For nearly a century the slogan used by the Kansas City Stockyards was: “SHIP TO KANSAS CITY WHERE COMPETITION IS KING.” The stockyards no longer exist and competition also has gone by the wayside. The Brazilian beef packer, JBS, purchased Swift & Company and has now purchased Pilgrims Pride Poultry Establishment, making it the largest beef packer in the world which is also involved in poultry and pork sales. When I was in college in 1950, I was told by my economics professor that farmers must get bigger and more efficient or get out of farming. Today only 4 beef packers, Tyson, Cargill, JBS Swift and National Beef, control 85% of the fed cattle market. Smithfield Foods, Tyson, Perdue and Sanderson Farms control 60% of the broiler chicken market. Practically all of our nation’s food comes from only a few large, multinational corporations. Kraft is planning to purchase Britain’s Cadbury to create a food company with worldwide sales of $55 billion, yet Nestle is almost twice as large as Kraft and operates globally.
Sixty years ago I was taught that bigger was always better and as farmers became more efficient we would produce for less and consumers would benefit by purchasing cheaper food. This hasn’t been true in agriculture and it certainly isn’t true for the oil industry which has grown beyond all expectations. Royal Dutch Shell is the world’s biggest economy, bigger than the economy of Norway. Pennzoil’s acquisition of Quaker State led to more expensive motor oil. When Procter & Gamble purchased Tambrands, tampons became more expensive. When General Mills purchased Chex brands, cereal became more expensive.
The multinationals control the price of the items they sell at the retail level and they also control the price they pay for the raw product. The average price of beef at the retail level is over $4 a pound, yet the entire beef cattle industry is on the verge of collapse. We have fewer cattle in the United States now than we had in 1950; at the same time cattle feeders are losing from $100 to as much as $300 for each animal sold and the cow/calf producers are going out of business on a regular basis.
Market concentration and loss of competition has been occurring over the past 50 years. Poultry was the first animal industry to be taken over by the giant agribusiness corporations. Then the hog industry went into corporate control.

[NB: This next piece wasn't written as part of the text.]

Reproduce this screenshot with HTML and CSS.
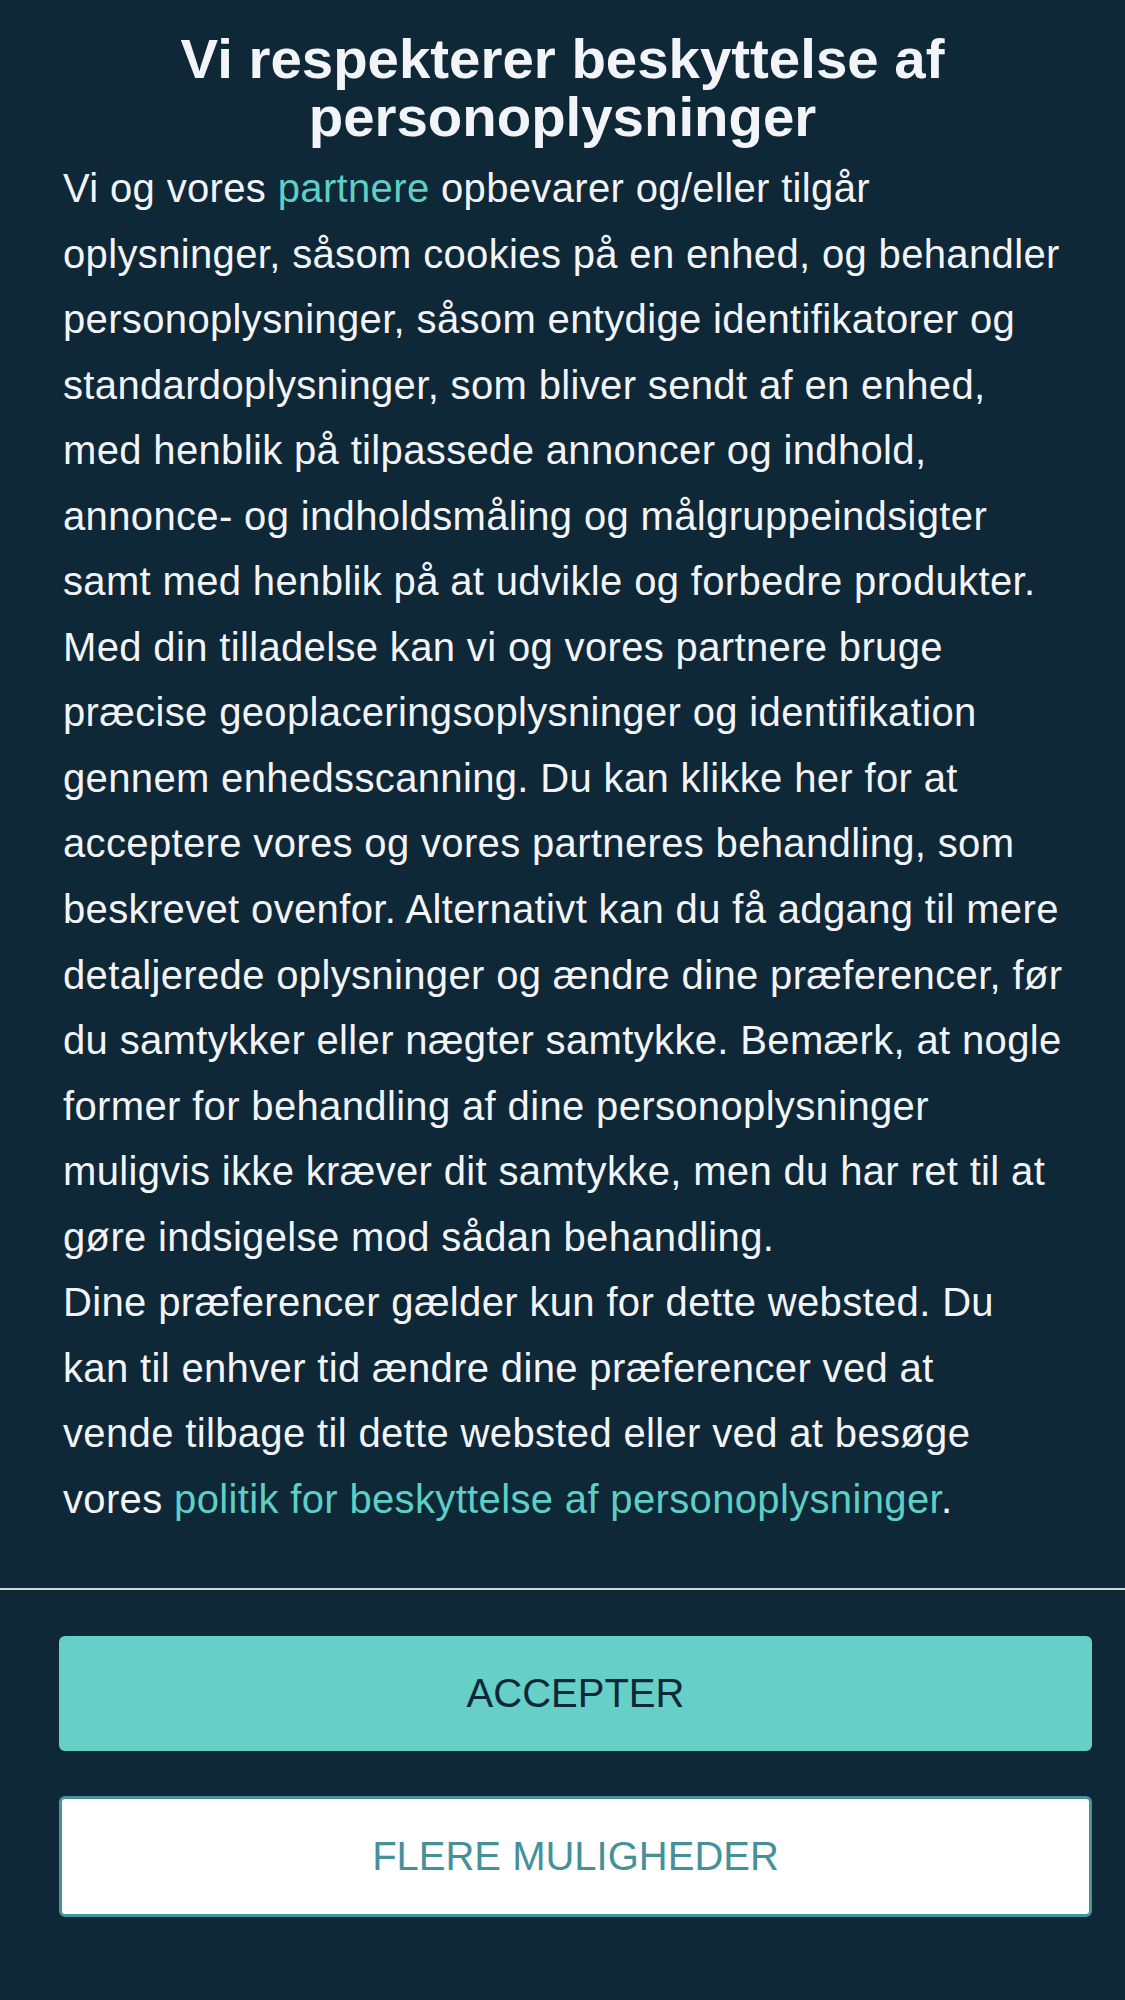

The entire food industry has been hijacked and is now controlled by a few multinational corporations on a global basis. Fred Stokes writes in the January 2010 edition of OCM’s news letter: “It appears that our government will finally act to confront the dysfunctional markets that have so devastated American agriculture. Assistant Attorney General Christine Varney, who heads the Antitrust Division of the Department of Justice, served notice that she intended to enforce the antitrust laws, especially those affecting agriculture.”
If she is successful, she will have accomplished something that hasn’t been done in over a half century. Fifty-years ago big agribusiness began hiring individuals away from the USDA, the Department of Justice, and many other government agencies. They were also successful in getting these job openings filled with their own employees. By making large campaign donations and having inside influence among the government agencies, these mega-corporations have been successful in making their own rules, setting their own priorities and taking over the nation’s agricultural production.
If the Obama administration is serious about enforcing the antitrust laws that have been on the books for over 100 years, it will be the first administration since Theodore Roosevelt became President in 1901. Theodore (Teddy) Roosevelt was known as the “Trust Buster” as he hated the large business monopolies. He was opposed to concentration of power and filed suit against 44 major corporations, breaking up John D. Rockefeller’s oil trust and James Duke’s tobacco trust. Since that time America’s corporations have learned how to control the government, rather than have the government control them.
The Obama Administration may be talking a good show, but I’m afraid when the noose begins to tighten around the horns of big business, Obama will be forced to cut his rope and run.